Instruction: Which lines hold the string "table"? Copy every one of them.

Entries shown:
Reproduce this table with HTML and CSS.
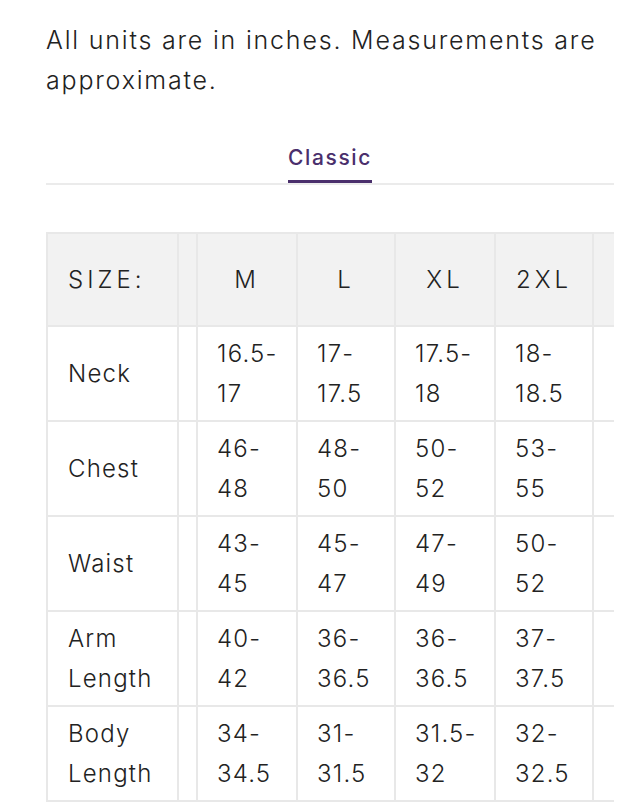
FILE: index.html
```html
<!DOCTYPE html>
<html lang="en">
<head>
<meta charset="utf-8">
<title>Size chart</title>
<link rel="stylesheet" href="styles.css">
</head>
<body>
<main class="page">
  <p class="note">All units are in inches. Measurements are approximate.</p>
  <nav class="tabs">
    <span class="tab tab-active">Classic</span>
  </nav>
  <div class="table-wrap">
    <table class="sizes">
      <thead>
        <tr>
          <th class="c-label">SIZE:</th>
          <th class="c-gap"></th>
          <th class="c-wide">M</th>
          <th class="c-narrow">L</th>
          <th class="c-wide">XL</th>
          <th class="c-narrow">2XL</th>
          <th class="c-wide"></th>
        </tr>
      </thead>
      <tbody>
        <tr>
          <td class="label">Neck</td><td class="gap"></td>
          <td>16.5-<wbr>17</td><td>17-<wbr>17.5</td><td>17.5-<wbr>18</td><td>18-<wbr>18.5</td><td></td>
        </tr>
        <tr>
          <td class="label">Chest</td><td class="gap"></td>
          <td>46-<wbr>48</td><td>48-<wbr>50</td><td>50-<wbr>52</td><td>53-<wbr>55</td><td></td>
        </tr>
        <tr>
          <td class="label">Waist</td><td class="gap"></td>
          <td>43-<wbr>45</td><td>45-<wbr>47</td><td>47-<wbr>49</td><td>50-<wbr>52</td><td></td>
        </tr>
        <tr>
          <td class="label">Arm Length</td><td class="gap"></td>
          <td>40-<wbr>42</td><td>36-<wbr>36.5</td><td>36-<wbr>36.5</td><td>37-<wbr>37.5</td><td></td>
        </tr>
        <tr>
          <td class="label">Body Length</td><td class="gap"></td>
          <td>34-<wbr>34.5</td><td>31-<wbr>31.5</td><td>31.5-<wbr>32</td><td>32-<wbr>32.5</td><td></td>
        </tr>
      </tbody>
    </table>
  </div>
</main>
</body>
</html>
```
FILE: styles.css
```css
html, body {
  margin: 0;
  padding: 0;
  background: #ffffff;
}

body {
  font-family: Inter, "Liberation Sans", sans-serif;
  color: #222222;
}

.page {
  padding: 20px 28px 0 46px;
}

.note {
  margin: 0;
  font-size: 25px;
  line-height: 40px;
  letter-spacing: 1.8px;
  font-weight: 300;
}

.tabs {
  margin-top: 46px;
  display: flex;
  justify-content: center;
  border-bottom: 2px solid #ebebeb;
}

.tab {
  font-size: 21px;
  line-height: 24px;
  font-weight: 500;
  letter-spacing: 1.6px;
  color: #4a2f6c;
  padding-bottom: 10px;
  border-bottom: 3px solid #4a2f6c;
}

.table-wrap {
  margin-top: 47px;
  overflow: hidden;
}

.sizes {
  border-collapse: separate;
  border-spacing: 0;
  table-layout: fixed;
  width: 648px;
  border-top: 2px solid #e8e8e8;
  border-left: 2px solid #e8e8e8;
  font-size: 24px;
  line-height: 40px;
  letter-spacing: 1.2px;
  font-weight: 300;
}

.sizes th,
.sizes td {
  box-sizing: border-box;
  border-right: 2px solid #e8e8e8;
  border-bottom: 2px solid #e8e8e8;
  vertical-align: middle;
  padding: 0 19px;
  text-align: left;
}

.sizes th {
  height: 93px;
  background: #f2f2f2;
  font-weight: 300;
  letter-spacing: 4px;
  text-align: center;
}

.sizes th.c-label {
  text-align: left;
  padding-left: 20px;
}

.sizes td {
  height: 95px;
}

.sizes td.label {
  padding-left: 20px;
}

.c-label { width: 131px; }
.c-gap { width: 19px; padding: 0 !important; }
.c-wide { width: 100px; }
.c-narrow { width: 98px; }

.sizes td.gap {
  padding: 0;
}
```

* * *

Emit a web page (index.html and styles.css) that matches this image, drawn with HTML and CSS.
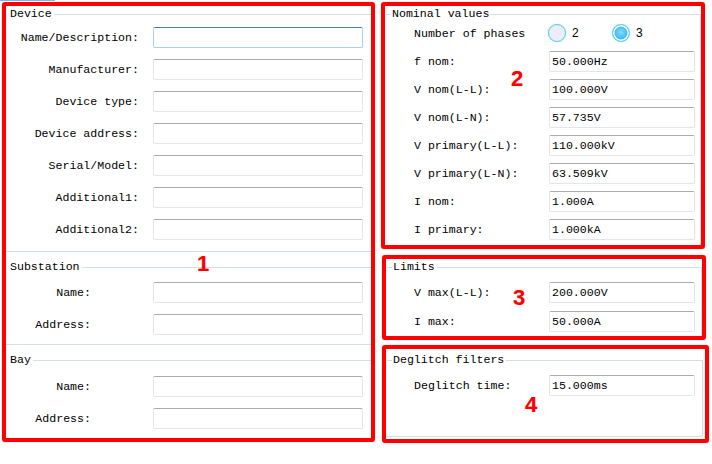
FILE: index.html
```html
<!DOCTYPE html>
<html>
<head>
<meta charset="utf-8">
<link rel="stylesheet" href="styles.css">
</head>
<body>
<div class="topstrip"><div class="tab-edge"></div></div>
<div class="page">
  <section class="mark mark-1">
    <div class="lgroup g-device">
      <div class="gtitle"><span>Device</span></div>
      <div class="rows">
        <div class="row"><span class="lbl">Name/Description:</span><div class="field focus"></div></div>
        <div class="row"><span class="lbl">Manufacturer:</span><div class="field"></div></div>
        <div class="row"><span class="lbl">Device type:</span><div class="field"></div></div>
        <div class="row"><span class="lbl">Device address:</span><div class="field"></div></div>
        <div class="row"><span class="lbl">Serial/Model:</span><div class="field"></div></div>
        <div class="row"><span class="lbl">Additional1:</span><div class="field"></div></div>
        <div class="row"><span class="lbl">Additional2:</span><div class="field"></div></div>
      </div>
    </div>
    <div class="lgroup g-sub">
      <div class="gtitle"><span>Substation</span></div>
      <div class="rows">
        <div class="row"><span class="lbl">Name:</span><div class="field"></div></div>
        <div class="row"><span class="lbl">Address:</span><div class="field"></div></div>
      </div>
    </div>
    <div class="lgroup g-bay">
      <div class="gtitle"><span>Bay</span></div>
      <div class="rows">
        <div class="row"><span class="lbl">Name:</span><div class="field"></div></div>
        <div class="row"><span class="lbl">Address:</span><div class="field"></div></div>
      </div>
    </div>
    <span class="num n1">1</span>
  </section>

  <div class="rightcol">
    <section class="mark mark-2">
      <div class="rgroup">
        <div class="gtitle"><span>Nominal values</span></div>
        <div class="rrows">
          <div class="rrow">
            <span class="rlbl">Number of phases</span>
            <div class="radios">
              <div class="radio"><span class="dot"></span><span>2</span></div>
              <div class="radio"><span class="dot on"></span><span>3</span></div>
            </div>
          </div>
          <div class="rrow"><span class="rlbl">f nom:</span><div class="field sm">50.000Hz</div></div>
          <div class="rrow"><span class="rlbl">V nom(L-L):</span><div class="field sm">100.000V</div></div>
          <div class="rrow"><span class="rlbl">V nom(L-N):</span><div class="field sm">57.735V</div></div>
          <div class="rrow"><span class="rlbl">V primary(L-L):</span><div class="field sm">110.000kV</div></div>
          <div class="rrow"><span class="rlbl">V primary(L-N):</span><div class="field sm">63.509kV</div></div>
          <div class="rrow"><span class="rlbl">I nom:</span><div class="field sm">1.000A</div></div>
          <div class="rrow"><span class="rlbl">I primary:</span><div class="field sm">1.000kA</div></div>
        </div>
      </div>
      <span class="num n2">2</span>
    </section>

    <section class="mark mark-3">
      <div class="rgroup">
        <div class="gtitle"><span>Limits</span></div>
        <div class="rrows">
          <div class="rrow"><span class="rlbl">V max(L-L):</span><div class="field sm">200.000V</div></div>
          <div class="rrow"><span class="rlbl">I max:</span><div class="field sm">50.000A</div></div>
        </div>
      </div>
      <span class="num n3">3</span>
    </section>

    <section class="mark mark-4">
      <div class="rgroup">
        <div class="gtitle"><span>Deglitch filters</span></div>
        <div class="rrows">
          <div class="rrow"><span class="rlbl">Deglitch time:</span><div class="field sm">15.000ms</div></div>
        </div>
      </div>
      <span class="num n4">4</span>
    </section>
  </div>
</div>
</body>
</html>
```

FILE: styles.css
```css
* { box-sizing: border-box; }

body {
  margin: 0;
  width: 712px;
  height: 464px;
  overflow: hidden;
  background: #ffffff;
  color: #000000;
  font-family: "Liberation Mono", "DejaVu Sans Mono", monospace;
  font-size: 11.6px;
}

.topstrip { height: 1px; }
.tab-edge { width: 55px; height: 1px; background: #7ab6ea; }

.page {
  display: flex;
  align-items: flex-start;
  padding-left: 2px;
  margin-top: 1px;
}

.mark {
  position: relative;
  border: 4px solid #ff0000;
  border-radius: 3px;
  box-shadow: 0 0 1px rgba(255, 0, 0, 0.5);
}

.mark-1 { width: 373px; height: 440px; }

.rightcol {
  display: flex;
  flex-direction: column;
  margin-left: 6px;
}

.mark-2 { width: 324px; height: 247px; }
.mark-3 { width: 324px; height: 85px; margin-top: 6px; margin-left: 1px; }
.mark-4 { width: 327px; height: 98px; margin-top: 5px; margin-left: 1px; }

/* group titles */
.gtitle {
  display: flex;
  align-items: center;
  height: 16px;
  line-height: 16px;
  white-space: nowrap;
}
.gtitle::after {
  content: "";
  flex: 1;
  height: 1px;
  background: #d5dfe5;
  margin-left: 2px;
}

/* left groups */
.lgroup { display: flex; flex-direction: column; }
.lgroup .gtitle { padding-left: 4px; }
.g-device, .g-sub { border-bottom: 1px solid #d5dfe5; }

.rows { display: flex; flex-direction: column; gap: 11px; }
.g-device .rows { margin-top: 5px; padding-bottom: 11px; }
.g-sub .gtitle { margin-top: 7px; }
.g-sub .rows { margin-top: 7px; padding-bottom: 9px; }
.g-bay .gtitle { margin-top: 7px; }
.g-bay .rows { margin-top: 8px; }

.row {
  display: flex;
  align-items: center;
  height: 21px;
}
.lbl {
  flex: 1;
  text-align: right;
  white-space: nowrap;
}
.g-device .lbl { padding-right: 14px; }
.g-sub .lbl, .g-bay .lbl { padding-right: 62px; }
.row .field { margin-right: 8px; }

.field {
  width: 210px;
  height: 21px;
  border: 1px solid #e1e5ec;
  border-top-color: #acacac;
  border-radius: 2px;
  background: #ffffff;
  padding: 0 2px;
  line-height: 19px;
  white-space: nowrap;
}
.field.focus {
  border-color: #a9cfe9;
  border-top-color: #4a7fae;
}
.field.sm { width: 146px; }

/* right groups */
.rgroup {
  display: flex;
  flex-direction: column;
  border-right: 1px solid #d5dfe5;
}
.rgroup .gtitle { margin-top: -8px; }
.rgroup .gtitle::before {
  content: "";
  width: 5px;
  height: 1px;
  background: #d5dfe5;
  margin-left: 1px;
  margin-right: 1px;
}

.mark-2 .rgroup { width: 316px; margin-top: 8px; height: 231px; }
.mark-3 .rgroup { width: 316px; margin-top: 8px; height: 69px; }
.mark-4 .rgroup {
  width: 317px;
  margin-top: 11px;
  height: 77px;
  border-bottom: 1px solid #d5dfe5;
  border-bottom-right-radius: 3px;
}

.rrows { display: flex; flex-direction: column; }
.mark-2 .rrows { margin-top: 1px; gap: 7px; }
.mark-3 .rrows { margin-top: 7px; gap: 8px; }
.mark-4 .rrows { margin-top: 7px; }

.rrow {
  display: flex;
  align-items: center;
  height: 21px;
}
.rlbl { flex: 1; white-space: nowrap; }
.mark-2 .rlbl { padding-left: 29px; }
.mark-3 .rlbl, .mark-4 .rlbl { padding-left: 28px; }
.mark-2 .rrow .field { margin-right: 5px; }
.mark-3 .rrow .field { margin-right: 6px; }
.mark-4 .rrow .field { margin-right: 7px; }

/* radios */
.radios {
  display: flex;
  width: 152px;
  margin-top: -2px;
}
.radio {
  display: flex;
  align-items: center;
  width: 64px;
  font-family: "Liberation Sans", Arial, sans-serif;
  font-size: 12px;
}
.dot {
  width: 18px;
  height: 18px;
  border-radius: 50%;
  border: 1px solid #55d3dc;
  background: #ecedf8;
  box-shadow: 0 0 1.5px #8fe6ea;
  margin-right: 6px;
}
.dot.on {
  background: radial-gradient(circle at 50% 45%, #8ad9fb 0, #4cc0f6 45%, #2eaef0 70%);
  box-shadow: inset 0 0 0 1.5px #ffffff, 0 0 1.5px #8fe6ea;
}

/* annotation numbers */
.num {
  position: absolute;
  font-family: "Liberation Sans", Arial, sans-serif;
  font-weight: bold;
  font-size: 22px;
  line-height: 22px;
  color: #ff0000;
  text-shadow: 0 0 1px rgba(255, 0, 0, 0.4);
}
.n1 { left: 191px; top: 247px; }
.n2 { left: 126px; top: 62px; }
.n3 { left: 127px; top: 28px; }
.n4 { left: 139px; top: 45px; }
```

Response to the exercise:
Reproduce this table with HTML and CSS.
  <div class="table-wrap">
    <table class="sizes">
    </table>
.table-wrap {
  table-layout: fixed;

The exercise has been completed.